Understanding Oil Analysis Results

Noria Corporation
Tags: oil analysis, particle counting, contamination control, wear debris analysis

"Sometimes our oil analysis reports show high particle counts on a hydraulic system (as high as ISO 21/18). If wear metals and silicon are low (less than 4 parts per million), what are these particles?"

To fully understand the composition of the particles, you should perform a spectrographic analysis and a metallurgy assessment of your system components, which will tell you what the particles are and where they are coming from. At 4 parts per million (ppm), the amount of wear metals is insignificant.

Retest the system on a proper frequency and trend the rate of change. A significant change in the overall amount of wear metals is cause for concern. If the value of wear metals hovers around the same ppm over each test, then you are probably looking at a product of normal operation. Keep in mind that spectroanalysis can pick up particles only 7 microns and smaller at the absolute best. The accuracy can also be off by significant values on some metals.
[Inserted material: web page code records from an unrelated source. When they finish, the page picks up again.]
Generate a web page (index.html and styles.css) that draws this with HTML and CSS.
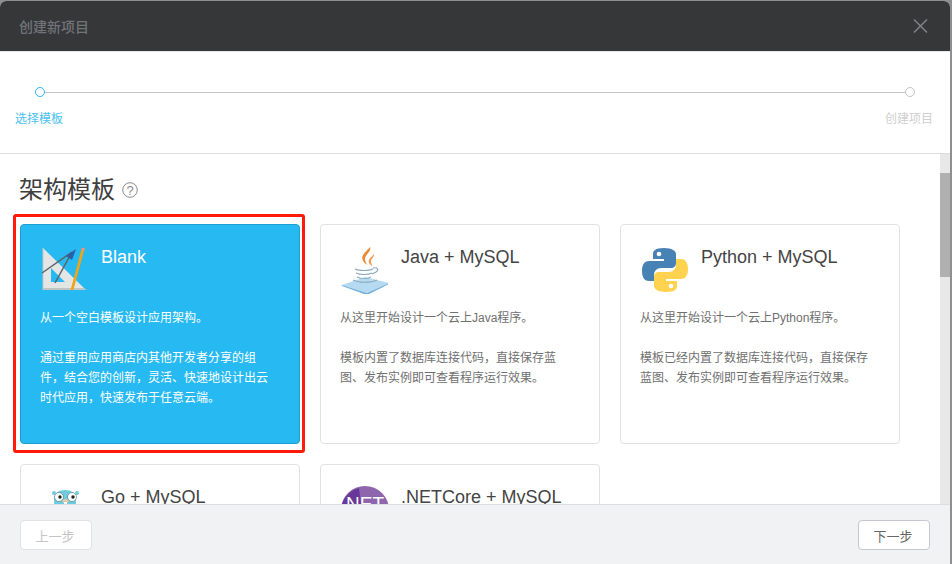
FILE: index.html
```html
<!DOCTYPE html>
<html lang="zh-CN">
<head>
<meta charset="utf-8">
<title>创建新项目</title>
<link rel="stylesheet" href="styles.css">
</head>
<body>
<div class="modal">
  <header class="modal-head">
    <span class="modal-title">创建新项目</span>
    <svg class="close" width="16" height="16" viewBox="0 0 16 16"><path d="M2 1.500l13 13M15 1.500L2 14.500" stroke="#7d8287" stroke-width="1.600" fill="none"/></svg>
  </header>
  <section class="steps">
    <div class="track">
      <span class="dot dot-on"></span>
      <span class="line"></span>
      <span class="dot"></span>
    </div>
    <div class="labels">
      <span class="label-on">选择模板</span>
      <span class="label-off">创建项目</span>
    </div>
  </section>
  <section class="content">
    <div class="scroll">
      <h2 class="heading">架构模板
        <svg class="help" width="16" height="16" viewBox="0 0 16 16"><circle cx="8" cy="8" r="7.300" fill="none" stroke="#8a8a8a" stroke-width="1"/><text x="8" y="12.500" text-anchor="middle" font-size="13" fill="#8a8a8a" font-family="Liberation Sans">?</text></svg>
      </h2>
      <div class="grid">
        <article class="card card-active">
          <div class="card-top">
            <svg class="logo" width="48" height="48" viewBox="-1 0 48 48">
              <path d="M2 2L45 44H2ZM10 22V36H24Z" fill="#e4e6e6" fill-rule="evenodd"/>
              <path d="M2 44H45L43 42H2Z" fill="#bfc4c4"/>
              <path d="M2 2V44" stroke="#c4c8c8" stroke-width="1"/>
              <path d="M31 6L1 27M31 6L14 37" stroke="#5e6468" stroke-width="1.500" fill="none"/>
              <path d="M25 10L35 3L31 14Z" fill="#2b5fa8"/>
              <path d="M42 3L31 44" stroke="#efa51a" stroke-width="2.800" fill="none"/>
              <path d="M41 1.500l3 .8-.8 2.800-3-.8z" fill="#e8967a"/>
            </svg>
            <h3 class="card-title">Blank</h3>
          </div>
          <p class="desc desc-first">从一个空白模板设计应用架构。</p>
          <p class="desc">通过重用应用商店内其他开发者分享的组件，结合您的创新，灵活、快速地设计出云时代应用，快速发布于任意云端。</p>
        </article>
        <article class="card">
          <div class="card-top">
            <svg class="logo" width="48" height="48" viewBox="-1 0 48 48">
              <path d="M1 39L24 31L48 37L26 47Z" fill="#b5daf2"/>
              <path d="M1 39L26 47L48 37V38L26 49L1 40Z" fill="#6fb0da"/>
              <path d="M29 1c2 5-6 8-5 13 .5 2 1.500 3 2 5-4-3-6-6-4-10 1.500-3 5-5 7-8z" fill="#ea8a35"/>
              <path d="M33 8c1 3-4 5-3 8 .3 1.500 1 2 1 4-3-2-4-4-3-6 1-3 4-4 5-6z" fill="#ee9a50"/>
              <path d="M14 23c4 2 14 2 18 0M15 27c4 2 12 2 16 0M16 31c4 2 10 2 14 0M12 34c6 3 18 3 24 0M32 22c5-1 6 2 3 4l-4 2" stroke="#8eaabd" stroke-width="1.200" fill="none"/>
            </svg>
            <h3 class="card-title">Java + MySQL</h3>
          </div>
          <p class="desc desc-first">从这里开始设计一个云上Java程序。</p>
          <p class="desc">模板内置了数据库连接代码，直接保存蓝图、发布实例即可查看程序运行效果。</p>
        </article>
        <article class="card">
          <div class="card-top">
            <svg class="logo" width="48" height="48" viewBox="-1 0 48 48">
              <path d="M23 2c-9 0-11 3-11 6v5h11v2H8c-4 0-7 3-7 10s3 10 7 10h5v-6c0-4 3-7 7-7h10c3 0 5-2 5-5V8c0-3-4-6-12-6z" fill="#4682b4"/>
              <path d="M25 46c9 0 11-3 11-6v-5H25v-2h15c4 0 7-3 7-10s-3-10-7-10h-5v6c0 4-3 7-7 7H18c-3 0-5 2-5 5v9c0 3 4 6 12 6z" fill="#ffd24f"/>
              <circle cx="18" cy="8" r="2.300" fill="#fff"/>
              <circle cx="30" cy="40" r="2.300" fill="#fff"/>
            </svg>
            <h3 class="card-title">Python + MySQL</h3>
          </div>
          <p class="desc desc-first">从这里开始设计一个云上Python程序。</p>
          <p class="desc">模板已经内置了数据库连接代码，直接保存蓝图、发布实例即可查看程序运行效果。</p>
        </article>
        <article class="card">
          <div class="card-top">
            <svg class="logo" width="48" height="48" viewBox="-1 0 48 48">
              <path d="M13 13c0-6 5-9 11-9s11 3 11 9v35H13Z" fill="#6fcbde"/>
              <circle cx="13" cy="7" r="2" fill="#6fcbde"/>
              <circle cx="36" cy="7" r="2" fill="#6fcbde"/>
              <circle cx="18" cy="11" r="4.500" fill="#fff" stroke="#3d6d7a" stroke-width=".6"/>
              <circle cx="31" cy="11" r="4.500" fill="#fff" stroke="#3d6d7a" stroke-width=".6"/>
              <circle cx="19" cy="11" r="1.700" fill="#222"/>
              <circle cx="32" cy="11" r="1.700" fill="#222"/>
              <ellipse cx="24.500" cy="15" rx="3" ry="2" fill="#e8c9a8"/>
              <rect x="23" y="16" width="3" height="4" fill="#fff"/>
            </svg>
            <h3 class="card-title">Go + MySQL</h3>
          </div>
        </article>
        <article class="card">
          <div class="card-top">
            <svg class="logo" width="48" height="48" viewBox="-1 0 48 48">
              <circle cx="24" cy="24" r="24" fill="#8f66ae"/>
              <path d="M0 24A24 24 0 0 0 24 48L18 2A24 24 0 0 0 0 24Z" fill="#5c2d91" opacity=".8"/>
              <text x="24" y="24" text-anchor="middle" font-size="19" fill="#fff" font-family="Liberation Sans">NET</text>
            </svg>
            <h3 class="card-title">.NETCore + MySQL</h3>
          </div>
        </article>
      </div>
    </div>
    <div class="scrollbar"><span class="thumb"></span></div>
    <div class="highlight"></div>
  </section>
  <footer class="foot">
    <button class="btn btn-disabled" type="button">上一步</button>
    <button class="btn" type="button">下一步</button>
  </footer>
</div>
</body>
</html>
```

FILE: styles.css
```css
* { box-sizing: border-box; }
html, body { margin: 0; height: 100%; overflow: hidden; }
body {
  background: #8d8f91;
  font-family: "Liberation Sans", "Noto Sans CJK SC", sans-serif;
}
.modal {
  width: 950px;
  height: 563px;
  margin-top: 1px;
  display: flex;
  flex-direction: column;
  background: #fff;
  border-radius: 6px 6px 0 0;
  overflow: hidden;
}
.modal-head {
  height: 50px;
  flex: none;
  background: #363739;
  display: flex;
  align-items: center;
  justify-content: space-between;
  padding: 0 22px 0 19px;
}
.modal-title { font-size: 14px; font-weight: 500; color: #6f7478; }
.close { display: block; }
.steps {
  height: 103px;
  flex: none;
  border-top: 1px solid #e6e7e8;
  border-bottom: 1px solid #dcdcdc;
  padding: 35px 35px 0 15px;
}
.track {
  display: flex;
  align-items: center;
  margin-left: 20px;
}
.dot {
  width: 10px;
  height: 10px;
  border-radius: 50%;
  border: 1px solid #c4c4c4;
  flex: none;
  background: #fff;
}
.dot-on { border-color: #29b6f2; }
.line { flex: 1; height: 1px; background: #c4c4c4; }
.labels {
  display: flex;
  justify-content: space-between;
  margin-top: 13px;
  margin-right: -18px;
  font-size: 12px;
  line-height: 18px;
}
.label-on { color: #4bbff0; }
.label-off { color: #cfcfcf; }
.content {
  flex: 1;
  min-height: 0;
  display: flex;
  position: relative;
  overflow: hidden;
}
.scroll {
  flex: 1;
  min-width: 0;
  padding: 20px 0 0 20px;
  overflow: hidden;
}
.heading {
  margin: 0 0 18px -1px;
  font-size: 24px;
  line-height: 32px;
  font-weight: 400;
  color: #3f3f3f;
  display: flex;
  align-items: center;
  gap: 7px;
}
.help { display: block; }
.grid {
  display: grid;
  grid-template-columns: repeat(3, 280px);
  grid-auto-rows: 220px;
  gap: 20px;
}
.card {
  border: 1px solid #dfe1e4;
  border-radius: 4px;
  background: #fff;
  padding: 20px 21px 0 19px;
  color: #707070;
}
.card-active {
  background: #27b9f2;
  border-color: #1d9fd3;
  color: #fff;
}
.card-top {
  display: flex;
  gap: 13px;
  height: 53px;
  margin-bottom: 10px;
}
.logo { flex: none; display: block; margin-top: 1px; }
.card-title {
  margin: 0;
  font-size: 18px;
  line-height: 24px;
  font-weight: 400;
  color: #444;
}
.card-active .card-title { color: #fff; }
.desc {
  margin: 0;
  font-size: 12px;
  line-height: 20px;
}
.desc-first { margin-bottom: 20px; }
.scrollbar {
  width: 10px;
  flex: none;
  background: #e8e8e8;
  padding-top: 19px;
}
.thumb { display: block; height: 104px; background: #b0b0b0; }
.highlight {
  position: absolute;
  left: 13px;
  top: 60px;
  width: 292px;
  height: 239px;
  border: 3px solid #ff1a0a;
  border-radius: 3px;
  pointer-events: none;
}
.foot {
  height: 60px;
  flex: none;
  background: #f1f2f4;
  border-top: 1px solid #dcdde0;
  display: flex;
  justify-content: space-between;
  align-items: flex-start;
  padding: 15px 20px 0;
}
.btn {
  width: 72px;
  height: 30px;
  border: 1px solid #c5c9cf;
  border-radius: 4px;
  background: #fff;
  font: 13px "Liberation Sans", "Noto Sans CJK SC", sans-serif;
  color: #666;
  padding: 0 2px 0 0;
}
.btn-disabled { border-color: #dfe1e4; color: #c4c4c4; }
```
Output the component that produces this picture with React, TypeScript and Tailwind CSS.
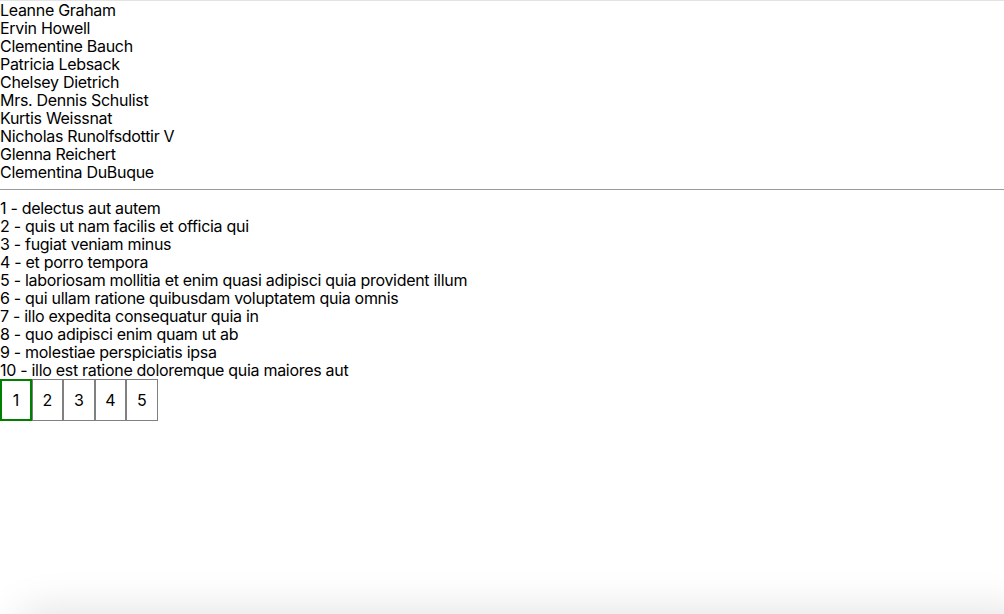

Approach your concern with ferrous density and a patch test after a particle count. Ferrous density should be considered a primary test for all machines where ferrous wear material is expected. Correlating ferrous density data along with other oil analysis test information can give you a wide picture and a solid understanding of the internal condition of your machine.

Be sure to set your target cleanliness for a particle count. If the tested value is greater than the target value, proceed to a ferrous density test. Set a target for this value as well (maybe 15 percent ferrous). If the value of the ferrous density exceeds 15 percent, proceed to analytical ferrography.

Analytical ferrography allows wear particles to be observed by the analyst via microscopic analysis. In this evaluation, active machine wear as well as multiple different modes of wear can be determined. This method has an outstanding sensitivity for larger particles.

If the value of the ferrous density is less than 15 percent, proceed to a patch test (filtergram). Keep an eye out for a high rate of change in any of the tested values and you will be able to catch problems before they occur.

It is also a good idea to assess the condition and effectiveness of your breathers and filters to make sure you are keeping contamination out and removing it effectively when it gets in.